YOUR GOAL
Copy out each line of the listing that has the word "React" in it.

Stored records:

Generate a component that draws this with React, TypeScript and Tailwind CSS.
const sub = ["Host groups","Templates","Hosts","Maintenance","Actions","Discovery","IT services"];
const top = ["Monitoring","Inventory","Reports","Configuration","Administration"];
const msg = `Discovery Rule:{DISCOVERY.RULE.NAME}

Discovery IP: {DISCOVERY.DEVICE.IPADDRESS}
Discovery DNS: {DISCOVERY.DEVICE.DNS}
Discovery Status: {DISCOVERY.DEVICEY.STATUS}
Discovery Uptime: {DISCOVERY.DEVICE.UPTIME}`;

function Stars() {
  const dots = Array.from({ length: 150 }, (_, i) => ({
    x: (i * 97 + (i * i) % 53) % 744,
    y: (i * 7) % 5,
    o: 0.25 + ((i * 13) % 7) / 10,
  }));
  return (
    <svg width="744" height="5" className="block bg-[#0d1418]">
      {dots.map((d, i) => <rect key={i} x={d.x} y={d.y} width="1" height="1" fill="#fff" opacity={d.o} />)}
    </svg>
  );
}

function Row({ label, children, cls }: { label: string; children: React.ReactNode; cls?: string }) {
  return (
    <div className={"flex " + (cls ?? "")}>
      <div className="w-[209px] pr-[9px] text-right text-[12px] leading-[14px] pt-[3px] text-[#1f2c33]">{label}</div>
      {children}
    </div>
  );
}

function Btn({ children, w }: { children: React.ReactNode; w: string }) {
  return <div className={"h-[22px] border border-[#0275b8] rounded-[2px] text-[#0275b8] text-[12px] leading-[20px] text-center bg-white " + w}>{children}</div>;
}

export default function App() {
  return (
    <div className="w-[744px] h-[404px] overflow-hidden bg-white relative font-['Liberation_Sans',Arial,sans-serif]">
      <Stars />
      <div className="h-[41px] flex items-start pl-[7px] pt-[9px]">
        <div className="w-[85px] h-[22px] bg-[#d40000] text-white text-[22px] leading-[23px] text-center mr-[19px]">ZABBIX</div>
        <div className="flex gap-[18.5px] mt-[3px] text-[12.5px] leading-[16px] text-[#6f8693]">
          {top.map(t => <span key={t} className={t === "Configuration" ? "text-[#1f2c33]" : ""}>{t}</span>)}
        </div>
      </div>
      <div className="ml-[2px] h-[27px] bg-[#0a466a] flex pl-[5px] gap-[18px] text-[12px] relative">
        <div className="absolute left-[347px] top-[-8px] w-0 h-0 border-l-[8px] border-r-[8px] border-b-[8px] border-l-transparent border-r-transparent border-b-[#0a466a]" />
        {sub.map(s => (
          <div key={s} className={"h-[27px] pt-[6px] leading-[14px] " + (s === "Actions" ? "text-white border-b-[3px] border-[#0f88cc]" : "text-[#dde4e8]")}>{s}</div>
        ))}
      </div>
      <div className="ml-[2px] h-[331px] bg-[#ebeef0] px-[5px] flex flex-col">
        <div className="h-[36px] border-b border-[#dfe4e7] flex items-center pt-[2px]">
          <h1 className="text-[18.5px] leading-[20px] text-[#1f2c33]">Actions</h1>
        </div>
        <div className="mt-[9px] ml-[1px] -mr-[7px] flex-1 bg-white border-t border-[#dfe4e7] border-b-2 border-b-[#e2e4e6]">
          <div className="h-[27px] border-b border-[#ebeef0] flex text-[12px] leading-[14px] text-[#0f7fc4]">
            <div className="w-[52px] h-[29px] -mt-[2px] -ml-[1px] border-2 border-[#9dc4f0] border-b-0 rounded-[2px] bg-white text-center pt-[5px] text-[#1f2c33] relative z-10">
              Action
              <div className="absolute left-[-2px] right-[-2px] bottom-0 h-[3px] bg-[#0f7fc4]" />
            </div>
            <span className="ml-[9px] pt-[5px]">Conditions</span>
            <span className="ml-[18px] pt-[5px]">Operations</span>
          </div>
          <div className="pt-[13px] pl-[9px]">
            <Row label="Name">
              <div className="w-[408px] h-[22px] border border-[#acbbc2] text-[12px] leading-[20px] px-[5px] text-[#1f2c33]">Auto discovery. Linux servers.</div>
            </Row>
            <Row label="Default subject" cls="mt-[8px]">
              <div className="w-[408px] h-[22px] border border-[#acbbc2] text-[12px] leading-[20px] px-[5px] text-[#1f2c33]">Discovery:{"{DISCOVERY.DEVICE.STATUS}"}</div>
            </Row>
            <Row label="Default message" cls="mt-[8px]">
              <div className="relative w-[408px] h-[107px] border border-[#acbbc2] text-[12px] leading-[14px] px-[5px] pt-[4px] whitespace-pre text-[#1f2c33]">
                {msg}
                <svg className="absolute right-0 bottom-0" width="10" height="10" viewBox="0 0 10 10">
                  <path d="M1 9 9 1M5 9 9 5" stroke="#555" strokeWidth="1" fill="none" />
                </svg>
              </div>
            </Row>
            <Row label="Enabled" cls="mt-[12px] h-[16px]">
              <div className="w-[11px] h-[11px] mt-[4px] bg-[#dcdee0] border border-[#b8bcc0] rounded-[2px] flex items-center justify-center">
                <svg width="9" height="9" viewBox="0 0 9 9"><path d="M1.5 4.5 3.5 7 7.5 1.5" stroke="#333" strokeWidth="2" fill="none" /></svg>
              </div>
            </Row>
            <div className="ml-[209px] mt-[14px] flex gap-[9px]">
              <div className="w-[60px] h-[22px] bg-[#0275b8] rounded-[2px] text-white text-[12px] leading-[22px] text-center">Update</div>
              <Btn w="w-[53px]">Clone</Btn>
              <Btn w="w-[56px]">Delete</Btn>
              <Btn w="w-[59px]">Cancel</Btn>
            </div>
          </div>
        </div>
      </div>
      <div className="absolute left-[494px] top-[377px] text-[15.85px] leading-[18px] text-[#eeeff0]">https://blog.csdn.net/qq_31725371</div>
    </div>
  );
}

...

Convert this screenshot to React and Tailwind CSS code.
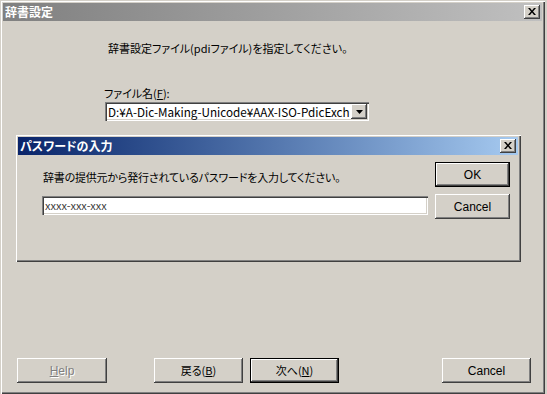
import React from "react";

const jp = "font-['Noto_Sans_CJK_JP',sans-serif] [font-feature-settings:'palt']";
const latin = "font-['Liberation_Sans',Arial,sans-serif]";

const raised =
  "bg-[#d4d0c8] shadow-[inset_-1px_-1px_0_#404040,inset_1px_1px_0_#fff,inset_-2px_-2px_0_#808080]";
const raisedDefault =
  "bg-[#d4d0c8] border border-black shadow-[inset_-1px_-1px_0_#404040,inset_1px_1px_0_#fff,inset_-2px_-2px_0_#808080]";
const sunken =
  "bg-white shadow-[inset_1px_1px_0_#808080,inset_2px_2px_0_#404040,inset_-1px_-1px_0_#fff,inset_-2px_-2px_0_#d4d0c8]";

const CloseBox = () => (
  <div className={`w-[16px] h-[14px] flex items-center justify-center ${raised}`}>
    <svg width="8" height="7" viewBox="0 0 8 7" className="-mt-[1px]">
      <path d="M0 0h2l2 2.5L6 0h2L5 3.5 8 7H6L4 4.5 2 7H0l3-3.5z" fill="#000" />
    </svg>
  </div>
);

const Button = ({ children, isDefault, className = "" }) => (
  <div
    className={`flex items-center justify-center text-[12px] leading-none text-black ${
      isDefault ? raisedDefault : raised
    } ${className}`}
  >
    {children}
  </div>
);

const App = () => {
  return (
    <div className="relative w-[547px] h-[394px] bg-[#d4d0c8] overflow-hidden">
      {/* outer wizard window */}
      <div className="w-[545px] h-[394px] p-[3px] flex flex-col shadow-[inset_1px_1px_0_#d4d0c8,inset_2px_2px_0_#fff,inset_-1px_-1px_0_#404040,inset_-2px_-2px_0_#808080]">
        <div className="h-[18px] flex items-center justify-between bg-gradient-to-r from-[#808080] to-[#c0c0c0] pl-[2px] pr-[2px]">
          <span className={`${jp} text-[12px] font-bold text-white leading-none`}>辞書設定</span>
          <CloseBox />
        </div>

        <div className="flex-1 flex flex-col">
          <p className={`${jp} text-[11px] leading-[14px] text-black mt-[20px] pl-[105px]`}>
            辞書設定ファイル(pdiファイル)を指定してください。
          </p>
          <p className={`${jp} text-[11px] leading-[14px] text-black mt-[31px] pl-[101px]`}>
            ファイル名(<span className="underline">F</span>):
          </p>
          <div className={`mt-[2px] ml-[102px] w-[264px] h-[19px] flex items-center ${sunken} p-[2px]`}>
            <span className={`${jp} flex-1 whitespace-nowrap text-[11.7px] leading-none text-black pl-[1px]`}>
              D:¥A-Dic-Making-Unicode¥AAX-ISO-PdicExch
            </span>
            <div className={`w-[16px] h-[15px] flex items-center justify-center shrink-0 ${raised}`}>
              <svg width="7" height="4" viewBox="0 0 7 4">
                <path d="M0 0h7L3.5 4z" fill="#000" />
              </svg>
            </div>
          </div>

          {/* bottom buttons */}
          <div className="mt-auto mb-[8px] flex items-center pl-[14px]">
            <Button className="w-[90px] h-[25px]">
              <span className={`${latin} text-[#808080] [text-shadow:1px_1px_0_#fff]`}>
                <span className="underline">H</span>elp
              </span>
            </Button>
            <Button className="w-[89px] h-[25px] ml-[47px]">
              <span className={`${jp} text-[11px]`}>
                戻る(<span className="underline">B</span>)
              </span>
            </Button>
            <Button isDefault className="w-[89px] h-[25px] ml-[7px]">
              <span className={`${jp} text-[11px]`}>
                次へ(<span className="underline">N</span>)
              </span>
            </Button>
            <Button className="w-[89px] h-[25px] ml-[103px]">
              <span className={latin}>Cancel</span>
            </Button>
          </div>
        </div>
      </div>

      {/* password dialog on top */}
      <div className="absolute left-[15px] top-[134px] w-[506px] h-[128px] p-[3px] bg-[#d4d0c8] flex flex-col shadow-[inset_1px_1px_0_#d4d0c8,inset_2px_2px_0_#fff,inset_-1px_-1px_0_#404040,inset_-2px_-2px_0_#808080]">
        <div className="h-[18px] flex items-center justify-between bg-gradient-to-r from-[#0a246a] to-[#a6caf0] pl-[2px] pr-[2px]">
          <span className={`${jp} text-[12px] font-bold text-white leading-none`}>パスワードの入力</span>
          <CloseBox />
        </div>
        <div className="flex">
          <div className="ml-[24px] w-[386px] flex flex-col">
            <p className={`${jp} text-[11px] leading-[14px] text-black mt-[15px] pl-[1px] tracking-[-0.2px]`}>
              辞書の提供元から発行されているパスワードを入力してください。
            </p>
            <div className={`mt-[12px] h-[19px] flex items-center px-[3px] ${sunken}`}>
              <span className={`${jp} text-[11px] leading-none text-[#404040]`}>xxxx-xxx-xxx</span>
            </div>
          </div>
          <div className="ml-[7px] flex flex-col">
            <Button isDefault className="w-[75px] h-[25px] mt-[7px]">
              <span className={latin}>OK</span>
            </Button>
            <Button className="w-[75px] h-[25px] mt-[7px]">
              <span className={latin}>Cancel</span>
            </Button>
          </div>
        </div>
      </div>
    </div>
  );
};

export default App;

IN RESPONSE
Generate a component that draws this with React, TypeScript and Tailwind CSS.
function Row({ label, children, cls }: { label: string; children: React.ReactNode; cls?: string }) {
function Btn({ children, w }: { children: React.ReactNode; w: string }) {
Convert this screenshot to React and Tailwind CSS code.
import React from "react";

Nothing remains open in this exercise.